In the USA ‘Eureka’ received harsh criticism, it was hardly sold and it never got the attention that it deserves. However, in Europe things went differently. In 1859 the poet Charles Baudelaire published a French translation of ‘Eureka’ in the ‘Revue International’ that was read all over Europe. And because in Europe Poe was considered a brilliant and prophetic poet and writer, also ‘Eureka’ was taken seriously as a visionary piece. So seriously, in fact, that in 1871 it was officially forbidden in Russia!

But due to Poe’s popularity and profound influence in Europe during the period 1860-1930, it is not strange that his ideas inspired others to develop a new ideas about the universe, like the Russian physicist Alexander Friedmann (1888-1925) who in 1922 proposed the ‘dynamic’ universe, and the Belgian physicist Georges Lemaître (1894-1966) who in 1927 developed the theory of the ‘Big Bang’.

The ‘Free Library of Philadelphia’ and the ‘University of Pennsylvania’ own four letters that prove that also Albert Einstein read ‘Eureka’ twice. In 1933, when he had just moved to the USA and his English was still weak, he mainly read the first part that contains Poe’s philosophical vision on science and logic. In two letters, written in German to the American Poe collector Richard Gimbel (Philadelphia), Einstein called this first part “eine sehr schöne Leistung eines ungewöhnlich selbständigen Geistes”  (‘a very beautiful achievement of an extraordinary independent mind’). He also called Poe ‘a master’, ‘a wonderful man’ and ‘a creative son of America’.

In 1940 Einstein read ‘Eureka’ completely and thoroughly, at the request of the Poe-biographer Arthur Quinn (University of Pennsylvania). The two letters from Einstein to Quinn are written in English, but they show a radical change in opinion. Einstein suddenly and strongly denied having read ‘Eureka’ before and his critique was slashing.
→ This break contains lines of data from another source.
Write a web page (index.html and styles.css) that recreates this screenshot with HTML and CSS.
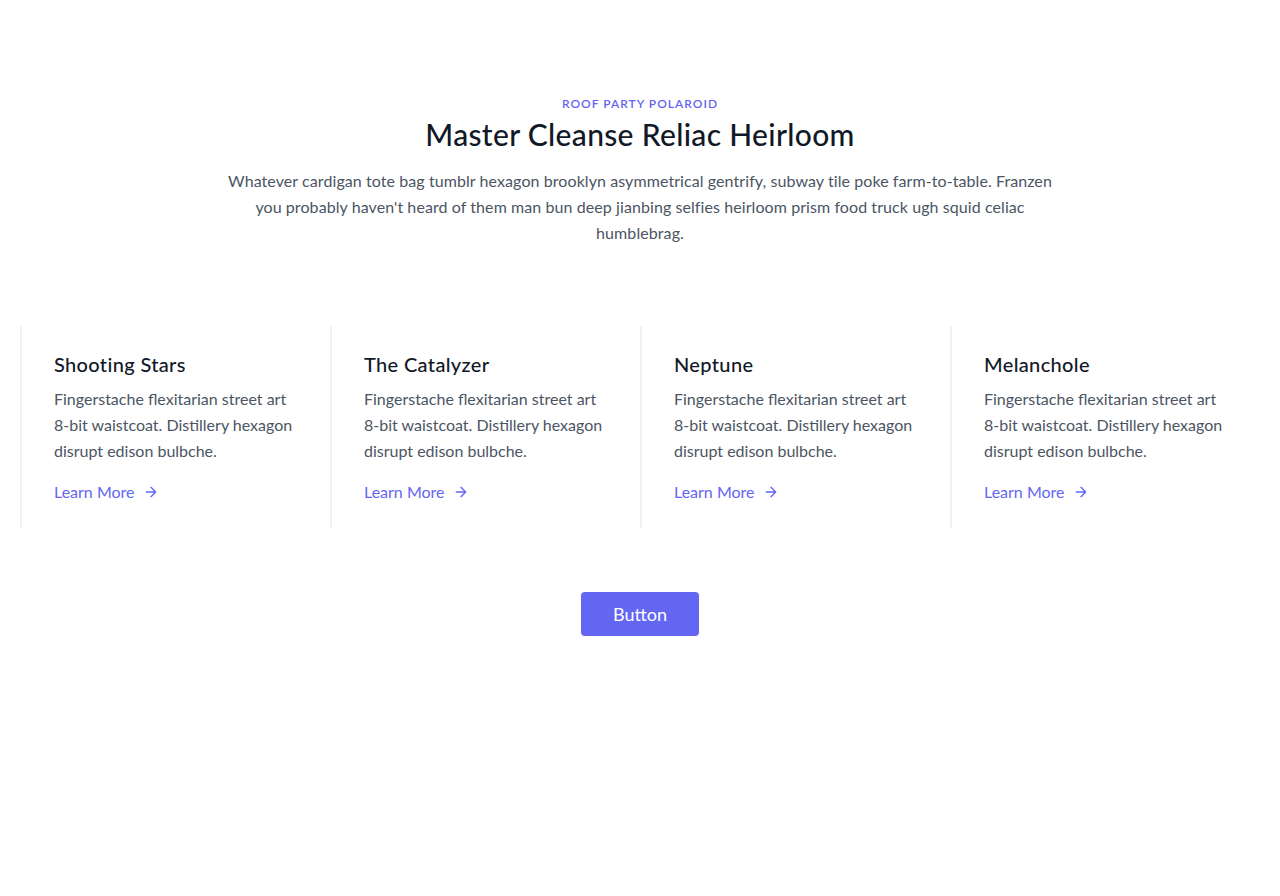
FILE: index.html
```html
<!DOCTYPE html>
<html lang="en">
<head>
<meta charset="utf-8">
<title>Features</title>
<link rel="stylesheet" href="styles.css">
</head>
<body>
<section class="section">
  <div class="container">
    <div class="intro">
      <h2 class="eyebrow">ROOF PARTY POLAROID</h2>
      <h1 class="title">Master Cleanse Reliac Heirloom</h1>
      <p class="lead">Whatever cardigan tote bag tumblr hexagon brooklyn asymmetrical gentrify, subway tile poke farm-to-table. Franzen you probably haven't heard of them man bun deep jianbing selfies heirloom prism food truck ugh squid celiac humblebrag.</p>
    </div>
    <div class="cards">
      <div class="card">
        <h2 class="card-title">Shooting Stars</h2>
        <p class="card-text">Fingerstache flexitarian street art 8-bit waistcoat. Distillery hexagon disrupt edison bulbche.</p>
        <a class="more" href="#">Learn More
          <svg class="arrow" viewBox="0 0 24 24" fill="none" stroke="currentColor" stroke-linecap="round" stroke-linejoin="round" stroke-width="2"><path d="M5 12h14M12 5l7 7-7 7"/></svg>
        </a>
      </div>
      <div class="card">
        <h2 class="card-title">The Catalyzer</h2>
        <p class="card-text">Fingerstache flexitarian street art 8-bit waistcoat. Distillery hexagon disrupt edison bulbche.</p>
        <a class="more" href="#">Learn More
          <svg class="arrow" viewBox="0 0 24 24" fill="none" stroke="currentColor" stroke-linecap="round" stroke-linejoin="round" stroke-width="2"><path d="M5 12h14M12 5l7 7-7 7"/></svg>
        </a>
      </div>
      <div class="card">
        <h2 class="card-title">Neptune</h2>
        <p class="card-text">Fingerstache flexitarian street art 8-bit waistcoat. Distillery hexagon disrupt edison bulbche.</p>
        <a class="more" href="#">Learn More
          <svg class="arrow" viewBox="0 0 24 24" fill="none" stroke="currentColor" stroke-linecap="round" stroke-linejoin="round" stroke-width="2"><path d="M5 12h14M12 5l7 7-7 7"/></svg>
        </a>
      </div>
      <div class="card">
        <h2 class="card-title">Melanchole</h2>
        <p class="card-text">Fingerstache flexitarian street art 8-bit waistcoat. Distillery hexagon disrupt edison bulbche.</p>
        <a class="more" href="#">Learn More
          <svg class="arrow" viewBox="0 0 24 24" fill="none" stroke="currentColor" stroke-linecap="round" stroke-linejoin="round" stroke-width="2"><path d="M5 12h14M12 5l7 7-7 7"/></svg>
        </a>
      </div>
    </div>
    <button class="btn" type="button">Button</button>
  </div>
</section>
</body>
</html>
```
FILE: styles.css
```css
* { box-sizing: border-box; }
html, body { margin: 0; padding: 0; background: #fff; }
body {
  font-family: "Segoe UI", Lato, "Liberation Sans", sans-serif;
  color: #4b5563;
}
.container {
  max-width: 1280px;
  margin: 0 auto;
  padding: 96px 20px;
  display: flex;
  flex-direction: column;
}
.intro {
  text-align: center;
  margin-bottom: 80px;
}
.eyebrow {
  margin: 0 0 4px;
  font-size: 12px;
  line-height: 16px;
  font-weight: 600;
  letter-spacing: 1px;
  color: #6366f1;
}
.title {
  margin: 0 0 16px;
  font-size: 30px;
  line-height: 36px;
  font-weight: 500;
  letter-spacing: 0.33px;
  color: #111827;
}
.lead {
  margin: 0 auto;
  max-width: 850px;
  font-size: 16px;
  line-height: 26px;
  letter-spacing: 0.08px;
}
.cards {
  display: flex;
}
.card {
  width: 25%;
  padding: 24px 32px;
  border-left: 2px solid rgba(229, 231, 235, 0.6);
}
.card-title {
  margin: 0 0 8px;
  font-size: 20px;
  line-height: 28px;
  font-weight: 500;
  letter-spacing: 0.35px;
  color: #111827;
}
.card-text {
  margin: 0 0 16px;
  font-size: 16px;
  line-height: 26px;
}
.more {
  display: inline-flex;
  align-items: center;
  color: #6366f1;
  text-decoration: none;
  font-size: 16px;
  line-height: 24px;
}
.arrow {
  width: 16px;
  height: 16px;
  margin-left: 8px;
}
.btn {
  margin: 64px auto 0;
  padding: 8px 32px;
  border: 0;
  border-radius: 4px;
  background: #6366f1;
  color: #fff;
  font-family: inherit;
  font-size: 18px;
  line-height: 28px;
}
```
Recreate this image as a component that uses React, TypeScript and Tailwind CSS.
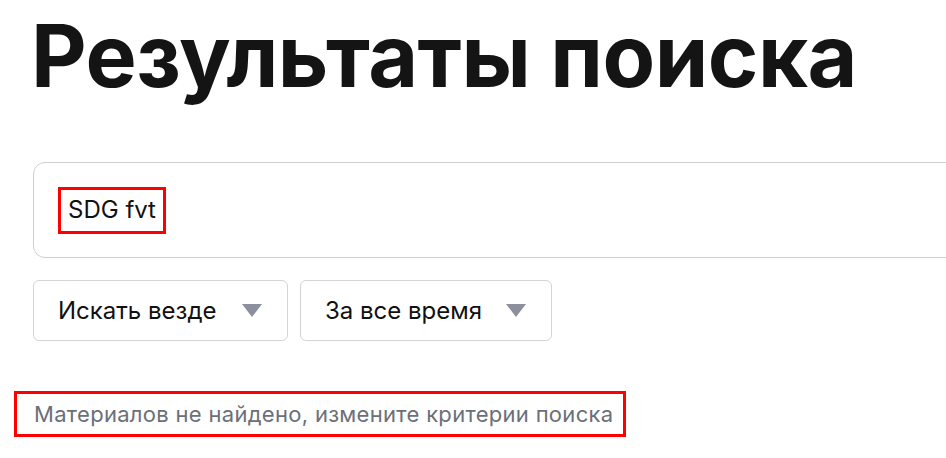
import React from 'react';

const Caret = () => (
  <svg width="20" height="13" viewBox="0 0 20 13" className="shrink-0">
    <path d="M0 0 H20 L10 13 Z" fill="#8b909c" />
  </svg>
);

const Select = ({ label, width }: { label: string; width: string }) => (
  <div className={`${width} h-[61px] flex items-center justify-between pl-[24px] pr-[25px] bg-white border border-[#d3d4d8] rounded-[6px]`}>
    <span className="text-[24px] leading-none text-[#111]">{label}</span>
    <Caret />
  </div>
);

export default function App() {
  return (
    <div
      className="w-[946px] h-[458px] overflow-hidden bg-white"
      style={{ fontFamily: 'Inter, "Noto Sans", sans-serif' }}
    >
      <div className="pl-[33px] pt-[6px]">
        <h1 className="text-[86px] font-bold leading-[100px] tracking-[-0.5px] text-[#141414] ml-[-2px]">
          Результаты поиска
        </h1>

        <div className="mt-[56px] w-[940px] h-[96px] flex items-center pl-[24px] border border-[#cfcfd2] rounded-[12px]">
          <div className="border-[3px] border-[#ff0000] px-[7px] h-[47px] flex items-center">
            <span className="text-[24px] leading-none text-[#111]">SDG fvt</span>
          </div>
        </div>

        <div className="mt-[22px] flex gap-[12px]">
          <Select label="Искать везде" width="w-[255px]" />
          <Select label="За все время" width="w-[252px]" />
        </div>
      </div>

      <div className="mt-[50px] ml-[14px] w-[612px] h-[46px] border-[3px] border-[#ff0000] flex items-center pl-[17px]">
        <span className="text-[22px] leading-none tracking-[0.3px] text-[#6b6f78]">Материалов не найдено, измените критерии поиска</span>
      </div>
    </div>
  );
}
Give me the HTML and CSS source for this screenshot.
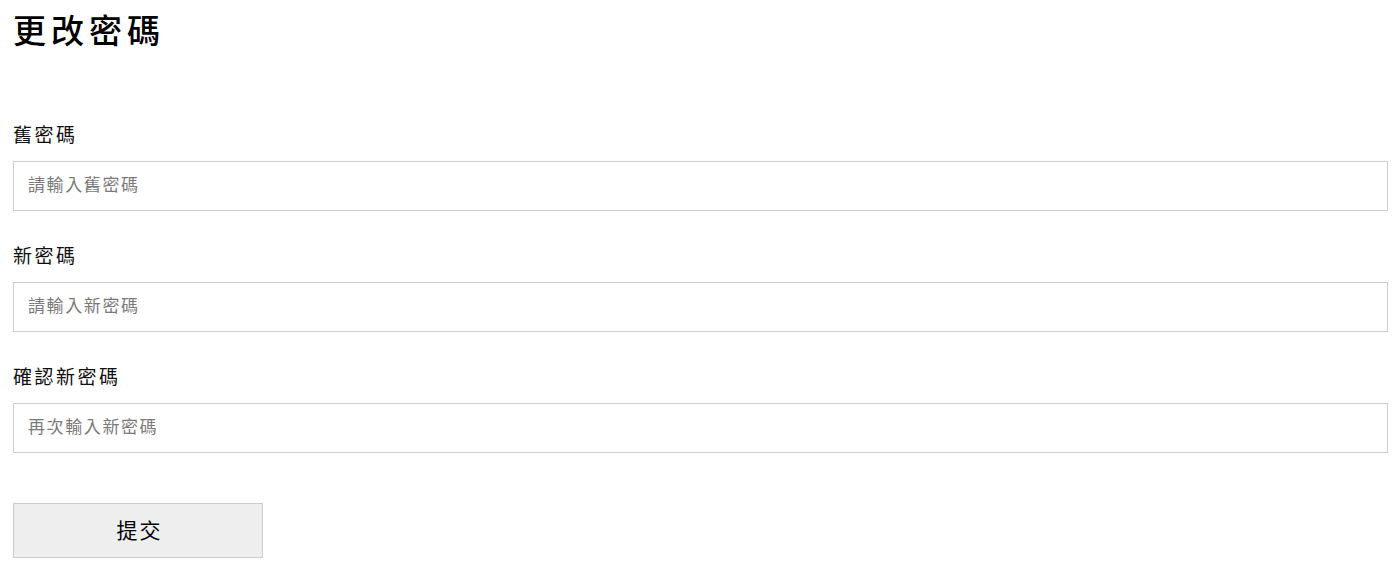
FILE: index.html
```html
<!DOCTYPE html>
<html lang="zh-Hant">
<head>
<meta charset="utf-8">
<title>更改密碼</title>
<link rel="stylesheet" href="styles.css">
</head>
<body>
<div class="page">
  <h1 class="title">更改密碼</h1>
  <form class="form">
    <div class="field">
      <label class="label" for="old">舊密碼</label>
      <input class="input" id="old" type="password" placeholder="請輸入舊密碼">
    </div>
    <div class="field">
      <label class="label" for="new">新密碼</label>
      <input class="input" id="new" type="password" placeholder="請輸入新密碼">
    </div>
    <div class="field">
      <label class="label" for="confirm">確認新密碼</label>
      <input class="input" id="confirm" type="password" placeholder="再次輸入新密碼">
    </div>
    <button class="submit" type="button">提交</button>
  </form>
</div>
</body>
</html>
```
FILE: styles.css
```css
html, body {
  margin: 0;
  padding: 0;
  background: #fff;
}
body {
  font-family: "Noto Sans CJK TC", "Noto Sans", sans-serif;
  color: #000;
}
.page {
  padding: 9px 13px 0 13px;
}
.title {
  margin: 0;
  font-size: 33px;
  line-height: 40px;
  font-weight: 500;
  letter-spacing: 5px;
}
.form {
  display: flex;
  flex-direction: column;
  margin-top: 73px;
}
.field {
  display: flex;
  flex-direction: column;
  gap: 15px;
  margin-bottom: 32px;
}
.label {
  font-size: 19px;
  line-height: 24px;
  letter-spacing: 2.5px;
  color: #111;
}
.input {
  box-sizing: border-box;
  height: 50px;
  width: 1375px;
  border: 1px solid #cccccc;
  padding: 0 14px 5px 14px;
  font-family: inherit;
  font-size: 17px;
  letter-spacing: 1.6px;
  outline: none;
  margin: 0;
}
.input::placeholder {
  color: #7a7a7a;
}
.submit {
  box-sizing: border-box;
  margin-top: 18px;
  width: 250px;
  height: 55px;
  background: #eeeeee;
  border: 1px solid #cccccc;
  font-family: inherit;
  font-size: 21px;
  letter-spacing: 2px;
  padding: 0 0 4px 3px;
  color: #000;
}
```
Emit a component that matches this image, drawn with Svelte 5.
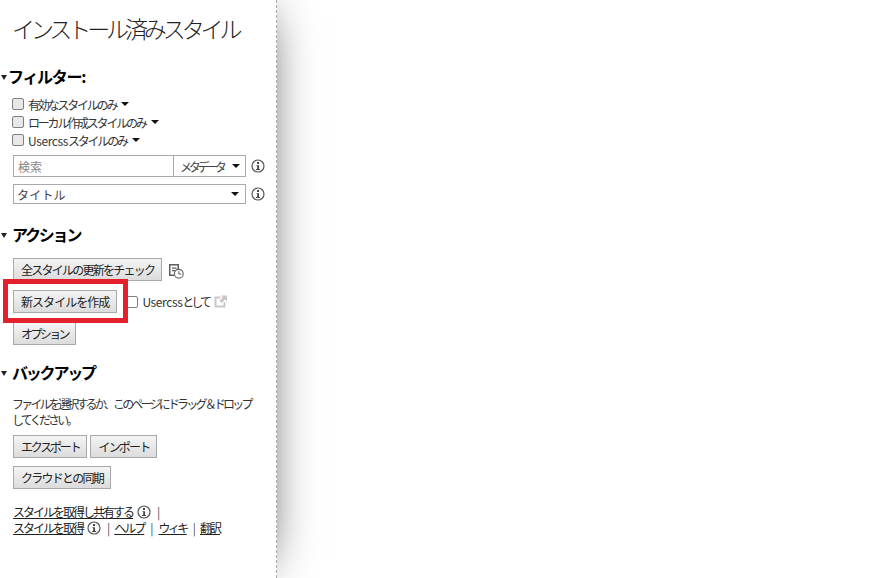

He even went as far as calling Poe ‘a pathological personality’. His last letter to Quinn expressed only deep feelings of aversion and hostility towards Poe and ‘Eureka’. What ever possessed Einstein to do that?

There cannot be any doubt that in 1940 Einstein also discovered the brilliant scientific ideas of Poe, which must have come as an intense shock. Because these were not only ideas that anticipated his own theories about the velocity of light, space-time and matter-energy, but also ideas that he had opposed strongly for many years, like the dynamic universe and the ‘Big Bang’. Reading ‘Eureka’ probably also unpleasantly reminded Einstein of his clashes with Friedmann and Lemaître, to whom he had to give in eventually. But worst of all was that Einstein must have understood that Poe had developed a revolutionary theory of ‘non-fundamental’ gravity, that falsified the general theory of relativity, in which gravity is a fundamental property of space-time.

In 1940 Einstein could have decided to investigate Poe’s gravity idea further and develop the associated mathematics, which would have made a revolutionary contribution to science. But unfortunately he choose to bring down and reject Poe and ‘Eureka’ in a hideous way; perhaps understandable from a personal viewpoint but nevertheless deeply regrettable. It also meant that Poe never got the recognition that he so richly deserves: to be one of the greatest thinkers of all time.